- EXERCISE DETAILS:
Write out the material exactly. Do not include the pictures.

(Entries with page source code)

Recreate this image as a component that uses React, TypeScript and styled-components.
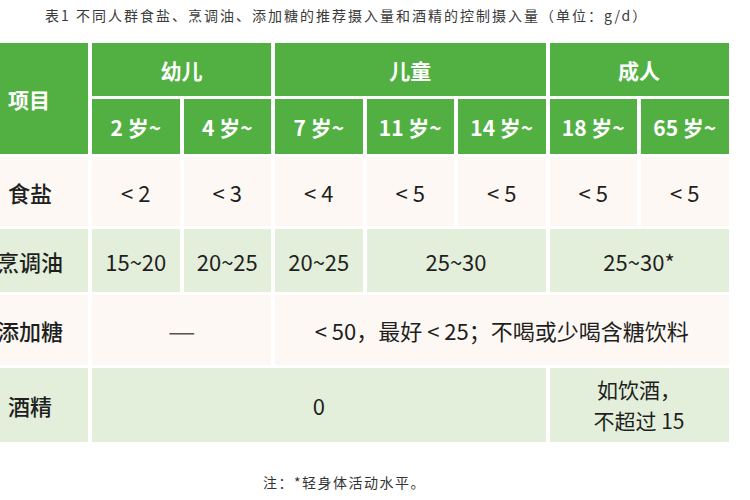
import React from "react";
import styled, { createGlobalStyle } from "styled-components";

const Global = createGlobalStyle`
  html, body { margin: 0; padding: 0; background: #ffffff; }
  body { width: 750px; height: 500px; overflow: hidden; font-family: "Noto Sans CJK SC", "Noto Sans", sans-serif; }
`;

const Page = styled.div`
  width: 750px;
  height: 500px;
  overflow: hidden;
  display: flex;
  flex-direction: column;
`;

const Title = styled.div`
  padding: 5px 0 0 45px;
  height: 43px;
  box-sizing: border-box;
  font-size: 14px;
  letter-spacing: 2px;
  line-height: 20px;
  color: #3a3a3a;
  white-space: nowrap;
`;

const Table = styled.div`
  margin-left: -30px;
  display: grid;
  grid-template-columns: 118px repeat(7, 87.5px);
  grid-template-rows: 53px 55px 69px 63px 70px 74px;
  gap: 3px 4px;
  background: #ffffff;
`;

type Tone = "head" | "cream" | "green";

const Cell = styled.div<{ $tone: Tone; $span?: number; $rows?: number; $label?: boolean }>`
  grid-column: span ${(p) => p.$span ?? 1};
  grid-row: span ${(p) => p.$rows ?? 1};
  display: flex;
  align-items: center;
  justify-content: center;
  text-align: center;
  white-space: nowrap;
  background: ${(p) =>
    p.$tone === "head" ? "#52b043" : p.$tone === "green" ? "#e3efda" : "#fdf8f3"};
  color: ${(p) => (p.$tone === "head" ? "#ffffff" : "#1f1f1f")};
  font-weight: ${(p) => (p.$tone === "head" ? 700 : 400)};
  font-size: ${(p) => (p.$tone === "head" ? "21px" : "22px")};
  ${(p) => (p.$label && p.$tone !== "head" ? "font-weight: 500; padding-left: 2px;" : "")}
`;

const TwoLine = styled.div`
  line-height: 31px;
  font-size: 21px;
`;

const Dash = styled.span`
  color: #555;
  font-size: 22px;
  transform: scaleX(1.4);
  display: inline-block;
`;

const Note = styled.div`
  padding: 30px 0 0 263px;
  font-size: 14px;
  letter-spacing: 1.5px;
  color: #333;
  white-space: nowrap;
`;

const ages = ["2 岁~", "4 岁~", "7 岁~", "11 岁~", "14 岁~", "18 岁~", "65 岁~"];

export default function App() {
  return (
    <Page>
      <Global />
      <Title>表1 不同人群食盐、烹调油、添加糖的推荐摄入量和酒精的控制摄入量（单位：g/d）</Title>
      <Table>
        <Cell $tone="head" $rows={2} $label>项目</Cell>
        <Cell $tone="head" $span={2}>幼儿</Cell>
        <Cell $tone="head" $span={3}>儿童</Cell>
        <Cell $tone="head" $span={2}>成人</Cell>
        {ages.map((a) => (
          <Cell key={a} $tone="head">{a}</Cell>
        ))}

        <Cell $tone="cream" $label>食盐</Cell>
        {["< 2", "< 3", "< 4", "< 5", "< 5", "< 5", "< 5"].map((v, i) => (
          <Cell key={i} $tone="cream">{v}</Cell>
        ))}

        <Cell $tone="green" $label>烹调油</Cell>
        <Cell $tone="green">15~20</Cell>
        <Cell $tone="green">20~25</Cell>
        <Cell $tone="green">20~25</Cell>
        <Cell $tone="green" $span={2}>25~30</Cell>
        <Cell $tone="green" $span={2}>25~30*</Cell>

        <Cell $tone="cream" $label>添加糖</Cell>
        <Cell $tone="cream" $span={2}><Dash>—</Dash></Cell>
        <Cell $tone="cream" $span={5}>&lt; 50，最好 &lt; 25；不喝或少喝含糖饮料</Cell>

        <Cell $tone="green" $label>酒精</Cell>
        <Cell $tone="green" $span={5}>0</Cell>
        <Cell $tone="green" $span={2}>
          <TwoLine>
            如饮酒，
            <br />
            不超过 15
          </TwoLine>
        </Cell>
      </Table>
      <Note>注：*轻身体活动水平。</Note>
    </Page>
  );
}
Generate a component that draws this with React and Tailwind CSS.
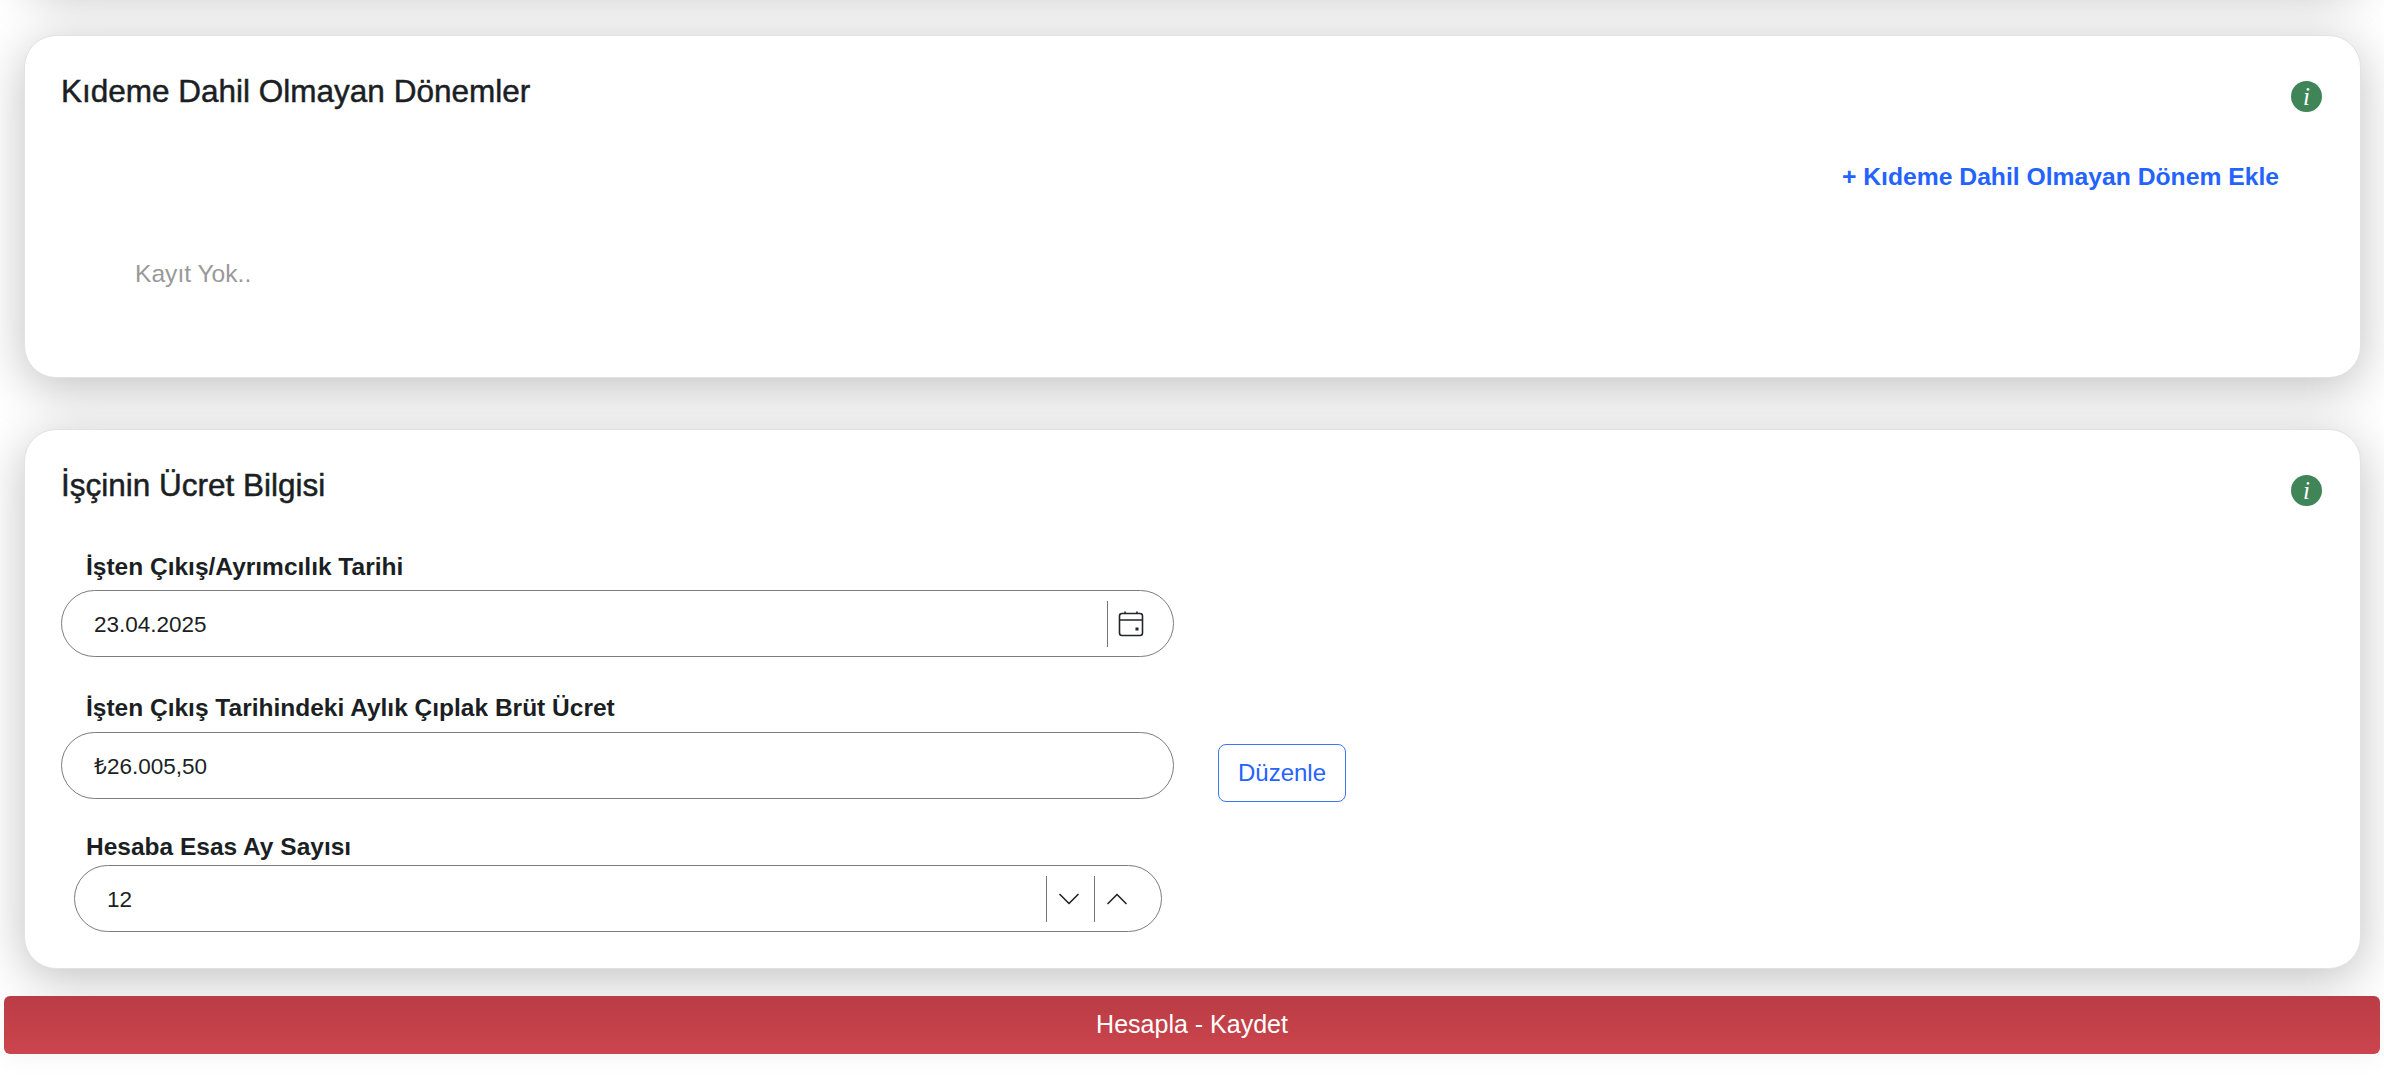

- RESPONSE FOR THIS EXERCISE:
Recreate this image as a component that uses React, TypeScript and styled-components.
import React from "react";
import styled, { createGlobalStyle } from "styled-components";

const Global = createGlobalStyle`
  html, body { margin: 0; padding: 0; background: #ffffff; }
  body { width: 750px; height: 500px; overflow: hidden; font-family: "Noto Sans CJK SC", "Noto Sans", sans-serif; }
`;

const Page = styled.div`
  width: 750px;
  height: 500px;
  overflow: hidden;
  display: flex;
  flex-direction: column;
`;

const Title = styled.div`
  padding: 5px 0 0 45px;
  height: 43px;
  box-sizing: border-box;
  font-size: 14px;
  letter-spacing: 2px;
  line-height: 20px;
  color: #3a3a3a;
  white-space: nowrap;
`;

const Table = styled.div`
  margin-left: -30px;
  display: grid;
  grid-template-columns: 118px repeat(7, 87.5px);
  grid-template-rows: 53px 55px 69px 63px 70px 74px;
  gap: 3px 4px;
  background: #ffffff;
`;

type Tone = "head" | "cream" | "green";

const Cell = styled.div<{ $tone: Tone; $span?: number; $rows?: number; $label?: boolean }>`
  grid-column: span ${(p) => p.$span ?? 1};
  grid-row: span ${(p) => p.$rows ?? 1};
  display: flex;
  align-items: center;
  justify-content: center;
  text-align: center;
  white-space: nowrap;
  background: ${(p) =>
    p.$tone === "head" ? "#52b043" : p.$tone === "green" ? "#e3efda" : "#fdf8f3"};
  color: ${(p) => (p.$tone === "head" ? "#ffffff" : "#1f1f1f")};
  font-weight: ${(p) => (p.$tone === "head" ? 700 : 400)};
  font-size: ${(p) => (p.$tone === "head" ? "21px" : "22px")};
  ${(p) => (p.$label && p.$tone !== "head" ? "font-weight: 500; padding-left: 2px;" : "")}
`;

const TwoLine = styled.div`
  line-height: 31px;
  font-size: 21px;
`;

const Dash = styled.span`
  color: #555;
  font-size: 22px;
  transform: scaleX(1.4);
  display: inline-block;
`;

const Note = styled.div`
  padding: 30px 0 0 263px;
  font-size: 14px;
  letter-spacing: 1.5px;
  color: #333;
  white-space: nowrap;
`;

const ages = ["2 岁~", "4 岁~", "7 岁~", "11 岁~", "14 岁~", "18 岁~", "65 岁~"];

export default function App() {
  return (
    <Page>
      <Global />
      <Title>表1 不同人群食盐、烹调油、添加糖的推荐摄入量和酒精的控制摄入量（单位：g/d）</Title>
      <Table>
        <Cell $tone="head" $rows={2} $label>项目</Cell>
        <Cell $tone="head" $span={2}>幼儿</Cell>
        <Cell $tone="head" $span={3}>儿童</Cell>
        <Cell $tone="head" $span={2}>成人</Cell>
        {ages.map((a) => (
          <Cell key={a} $tone="head">{a}</Cell>
        ))}

        <Cell $tone="cream" $label>食盐</Cell>
        {["< 2", "< 3", "< 4", "< 5", "< 5", "< 5", "< 5"].map((v, i) => (
          <Cell key={i} $tone="cream">{v}</Cell>
        ))}

        <Cell $tone="green" $label>烹调油</Cell>
        <Cell $tone="green">15~20</Cell>
        <Cell $tone="green">20~25</Cell>
        <Cell $tone="green">20~25</Cell>
        <Cell $tone="green" $span={2}>25~30</Cell>
        <Cell $tone="green" $span={2}>25~30*</Cell>

        <Cell $tone="cream" $label>添加糖</Cell>
        <Cell $tone="cream" $span={2}><Dash>—</Dash></Cell>
        <Cell $tone="cream" $span={5}>&lt; 50，最好 &lt; 25；不喝或少喝含糖饮料</Cell>

        <Cell $tone="green" $label>酒精</Cell>
        <Cell $tone="green" $span={5}>0</Cell>
        <Cell $tone="green" $span={2}>
          <TwoLine>
            如饮酒，
            <br />
            不超过 15
          </TwoLine>
        </Cell>
      </Table>
      <Note>注：*轻身体活动水平。</Note>
    </Page>
  );
}
Generate a component that draws this with React and Tailwind CSS.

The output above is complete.